After purchasing a patent for Dr. Williams' Pink Pills for Pale People in 1890 and making a fortune selling the pills, the Fulfords had a mansion built for them in Brockville, on the shore of the St. Lawrence River where several other beautiful estates were located, many of which were owned by other successful business people. In 1898, the Fulfords commissioned their estate to be built on the King’s Highway, on the eastern edge of Brockville. Architect Albert W. Fuller from Albany, New York, designed Fulford Place, and it was elaborately decorated in the Beaux-Arts style. It was built between 1899 and 1901, and had 35 rooms making up 20,000 square feet.

Since Fulford was an important figure in both the political world and the business scene, entertaining was one of Fulford Place’s primary functions. The house thus contains a grand hall, a dining room to seat over thirty guests, a spacious veranda, and a rococo-style drawing room for the ladies. A Moorish-style smoking room was adjacent to a billiard room for the gentlemen.

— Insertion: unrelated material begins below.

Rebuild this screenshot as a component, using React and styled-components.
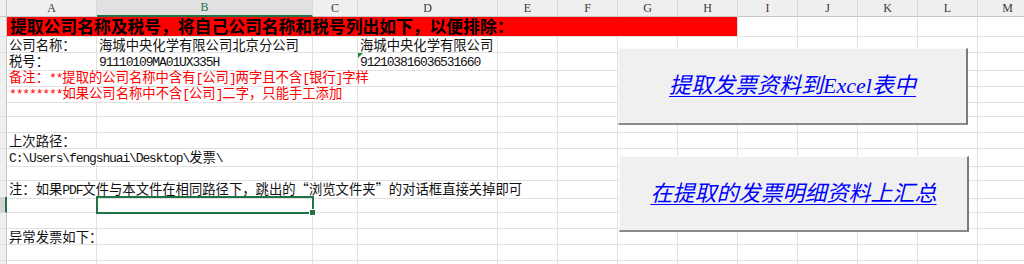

Notably, the grounds at Fulford Place were designed by the Olmsted Brothers, and the recently restored formal Italianate garden is a rare and important example of a privately owned Olmsted-designed garden.

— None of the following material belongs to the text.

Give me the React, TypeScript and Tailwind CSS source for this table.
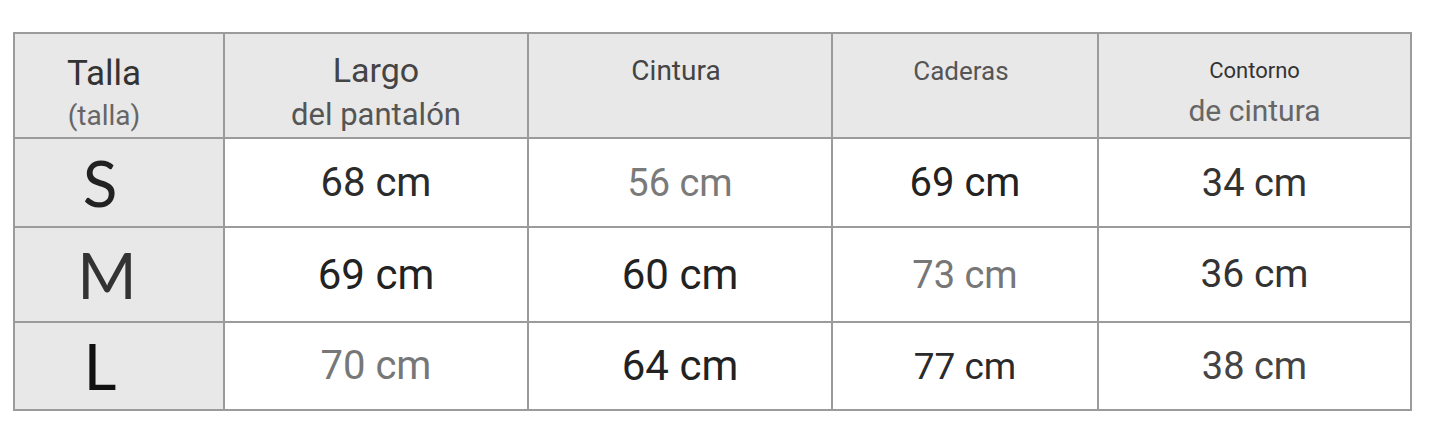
import React from 'react';

type Cell = { text: string; size: string; color: string };

const rows: { size: string; sizeColor: string; h: string; pad: string; cells: Cell[] }[] = [
  {
    size: 'S',
    sizeColor: 'text-[#222]',
    h: 'h-[87px]',
    pad: 'pr-[38px]',
    cells: [
      { text: '68 cm', size: 'text-[40px]', color: 'text-[#2b2b2b]' },
      { text: '56 cm', size: 'text-[38px]', color: 'text-[#7a7a7a]' },
      { text: '69 cm', size: 'text-[40px]', color: 'text-[#222]' },
      { text: '34 cm', size: 'text-[38px]', color: 'text-[#333]' },
    ],
  },
  {
    size: 'M',
    sizeColor: 'text-[#333]',
    h: 'h-[93px]',
    pad: 'pr-[24px]',
    cells: [
      { text: '69 cm', size: 'text-[42px]', color: 'text-[#222]' },
      { text: '60 cm', size: 'text-[42px]', color: 'text-[#222]' },
      { text: '73 cm', size: 'text-[38px]', color: 'text-[#777]' },
      { text: '36 cm', size: 'text-[39px]', color: 'text-[#333]' },
    ],
  },
  {
    size: 'L',
    sizeColor: 'text-[#111]',
    h: 'h-[86px]',
    pad: 'pr-[38px]',
    cells: [
      { text: '70 cm', size: 'text-[40px]', color: 'text-[#777]' },
      { text: '64 cm', size: 'text-[42px]', color: 'text-[#222]' },
      { text: '77 cm', size: 'text-[37px]', color: 'text-[#2a2a2a]' },
      { text: '38 cm', size: 'text-[38px]', color: 'text-[#444]' },
    ],
  },
];

const App: React.FC = () => {
  return (
    <div className="bg-white w-[1454px] h-[436px] pl-[13px] pt-[32px] font-['Roboto',sans-serif]">
      <div className="grid grid-cols-[208px_302px_302px_264px_311px] gap-[2px] p-[2px] bg-[#9b9b9b] w-fit">
        {/* header */}
        <div className="h-[103px] bg-[#e8e8e8] flex flex-col items-center pr-[30px] pt-[22px]">
          <span className="text-[35px] leading-none text-[#333]">Talla</span>
          <span className="text-[28px] leading-none text-[#666] mt-[11px]">(talla)</span>
        </div>
        <div className="h-[103px] bg-[#e8e8e8] flex flex-col items-center pt-[19px]">
          <span className="text-[34px] leading-none text-[#444]">Largo</span>
          <span className="text-[31px] leading-none text-[#555] mt-[12px]">del pantalón</span>
        </div>
        <div className="h-[103px] bg-[#e8e8e8] flex flex-col items-center pt-[23px] pr-[8px]">
          <span className="text-[28px] leading-none text-[#444]">Cintura</span>
        </div>
        <div className="h-[103px] bg-[#e8e8e8] flex flex-col items-center pt-[24px] pr-[8px]">
          <span className="text-[26px] leading-none text-[#555]">Caderas</span>
        </div>
        <div className="h-[103px] bg-[#e8e8e8] flex flex-col items-center pt-[26px]">
          <span className="text-[22px] leading-none text-[#333]">Contorno</span>
          <span className="text-[30px] leading-none text-[#666] mt-[14px]">de cintura</span>
        </div>

        {rows.map((row) => (
          <React.Fragment key={row.size}>
            <div className={`${row.h} bg-[#e8e8e8] flex items-center justify-center ${row.pad}`}>
              <span className={`font-['Lato',sans-serif] text-[64px] leading-none ${row.sizeColor}`}>
                {row.size}
              </span>
            </div>
            {row.cells.map((c, i) => (
              <div key={i} className={`${row.h} bg-white flex items-center justify-center`}>
                <span className={`${c.size} ${c.color} leading-none`}>{c.text}</span>
              </div>
            ))}
          </React.Fragment>
        ))}
      </div>
    </div>
  );
};

export default App;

The property was reduced to three of its original 10 acre when George Taylor Fulford II was forced to section off prime lots of real estate to sell in order to afford the maintenance of the house. He remained proprietor of Fulford Place until his death, when he bequeathed it to the Ontario Heritage Foundation (now Ontario Heritage Trust). All of its original contents were later donated by his widow and his son, George Taylor Fulford III.

==Fulford family==
George Taylor Fulford was born in Brockville in 1852 and attended school in Belleville for business, when he met his future wife, Mary Wilder Fulford ( White). Mary was a Wisconsin socialite and had a ten-year courtship with George through letters before they married in 1880. They had three children: Dorothy Marston Fulford (1881–1949), Martha Harris Fulford (1883-1910), and George Taylor Fulford II (1902-1987). In 1900 George Fulford was appointed to the Senate by Prime Minister Sir Wilfried Laurier, making George both Business man and Senator; however, in 1905 George Fulford died after an automobile accident while on a business trip in Newton, MA. He was the first Canadian to die in a car accident. His daughter Dorothy married Arthur Charles Hardy in 1904, while Martha was married twice before dying in childbirth in 1910. Mary Fulford lived at Fulford Place with her son George until her death in 1946. George Fulford II married Josephine Weller and the two resided at Fulford Place with their three children; Martha, Dwight and George III.

==Museum==
The Trust did extensive restoration on the house, and opened it to the public as a historic house museum in 1993. It has been interpreted to how it looked in the Edwardian era; this was done relatively accurately because of the existence of early photographs of rooms (taken for insurance purposes) and a collection of original artifacts (not reproductions). Among the original furnishings and artifacts are; a butterfly Steinway piano gifted to Mary Fulford by her husband, and a Tiffany Dragon Fly Lamp. The opulent and lavishly furnished mansion has been designated a National Historic Site of Canada, and is a major tourist attraction in the Brockville area.

The Museum is affiliated with: CMA, CHIN, and Virtual Museum of Canada.

==Fulford Place in film==
Little Gloria... Happy at Last (1982): several of the mansion's rooms, including the drawing room and bedrooms, as well as the exterior, were used for filming this TV movie about the real-life story of Gloria Vanderbilt.